Om de complexiteit en de administratieve lasten voor werkgevers en de Belastingdienst te verlichten, kunnen zaken versoepeld of verduidelijkt worden, zoals meer handreikingen omtrent het aanwijzen, het verduidelijken van de reikwijdte van gerichte vrijstellingen en stabiliteit in de vormgeving van de WKR, aldus SEO.
Ruim 12 miljard
De complexiteit is overigens niet vreemd, want voorlopers van de WKR en systemen in andere landen zijn dat ook. In totaal is er met de regeling € 12,4 miljard gemoeid. Het budgettair belang van de gerichte vrijstellingen schat SEO op € 8,9 miljard; het gebruik van de vrije ruimte wordt geschat op € 4,4 miljard in 2023. “Dat is gemiddeld 75 procent van de in totaal € 5,9 miljard aan beschikbare vrije ruimte.” Het gebruik leidt tot een budgettair belang van de vrije ruimte van € 3,5 miljard.
Voordeel vrije ruimte verschilt per bedrijf
Al met al is de vrije ruimte deels doeltreffend. “De vrije ruimte heeft als doelstellingen het verminderen van administratieve lasten, het verlagen van de lasten op arbeid, het ondersteunen van het mkb en het bijdragen aan de overkoepelende doelstelling van de WKR. Tussen deze doelstellingen kan een spanningsveld bestaan. Zo is enerzijds de administratieve lastenverlichting dat het bedrag centraal staat en niet waarvóór de vergoeding is, maar anderzijds is het voor het aansluiten bij de overkoepelende doelstelling van de WKR juist relevant wáár de vergoeding voor is en of dit een vergoeding voor gemengde (deels zakelijk, deels privé) kosten is.”

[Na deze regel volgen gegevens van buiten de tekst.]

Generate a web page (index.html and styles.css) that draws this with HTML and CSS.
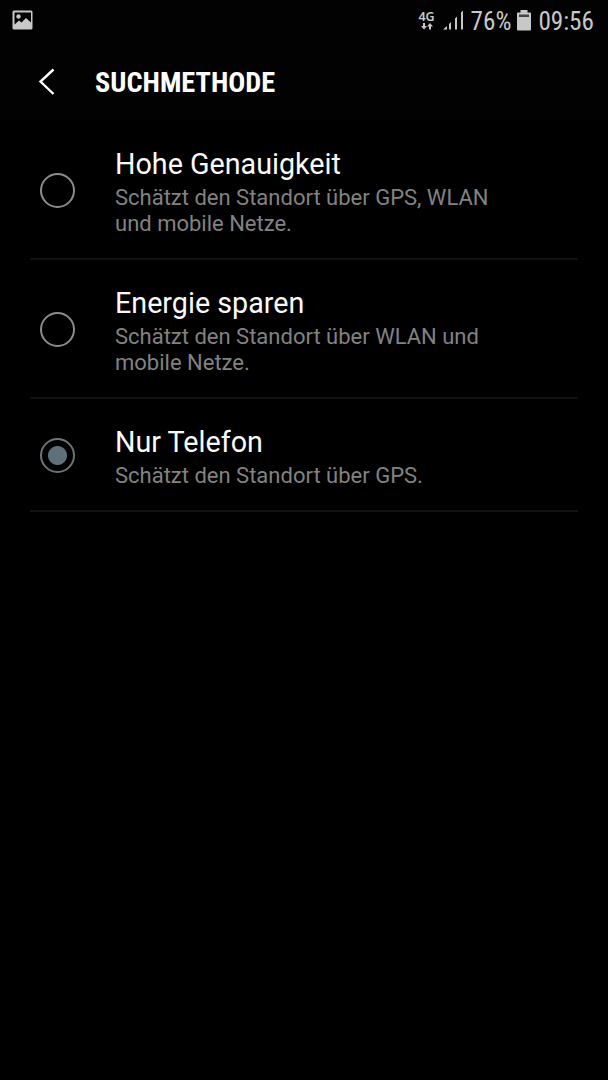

Complex in de vrije ruimte zijn het aanwijzen van loonbestanddelen en het voldoen aan het gebruikelijkheidscriterium. Het stelsel met twee tarieven in de vrije ruimte leidt tot een ondersteuning van het kleine mkb, maar tot slechts een beperkte ondersteuning van het gehele mkb, concludeert SEO. “Voor het kleine mkb met een beperkt aantal medewerkers is de hogere vrije ruimte een aanzienlijk bedrag per medewerker. Voor mkb-bedrijven met meer medewerkers is dit voordeel per werknemer aanzienlijk lager. Dit maakt de vrije ruimte voor deze doelstelling deels doeltreffend.”
Hoge uitvoeringslasten
De vrije ruimte is ondoelmatig in het verlagen van de lasten op arbeid en in het ondersteunen van het mkb, aldus SEO. “Omdat dit secundaire beleidsdoelen zijn weegt dit niet zwaar genoeg om de vrije ruimte als ondoelmatig te bestempelen.” De vrije ruimte is verder niet doelmatig in het verlagen van de lasten op arbeid. “De uitvoeringslasten om de lastenverlaging te bereiken zijn hoog in vergelijking met het alternatief van algehele verlaging van werkgeverspremies. En een verhoging van de vrije ruimte bereikt niet alle werkgevers in dezelfde mate. Dit maakt het een ondoelmatige manier om lastenverlaging op arbeid te bewerkstelligen.”
Het hoge percentage in de eerste schijf is daarnaast niet doelmatig in de ondersteuning van het mkb omdat het voordeel bij alle bedrijven terechtkomt. “Het is op basis van dit onderzoek niet duidelijk of een verlaging van het percentage voor de vrije ruimte tot een hogere doelmatigheid leidt, omdat de effecten hiervan op doeltreffendheid ook niet te kwantificeren zijn. Een alternatief is om de eerste schijf volledig te schrappen, zodat één uniform percentage geldt voor de gehele loonsom; dit vereenvoudigt de regeling, voorkomt drempel-effecten en kan de verhouding tussen doelmatigheid en doeltreffendheid verbeteren zonder de budgettaire neutraliteit uit het oog te verliezen.”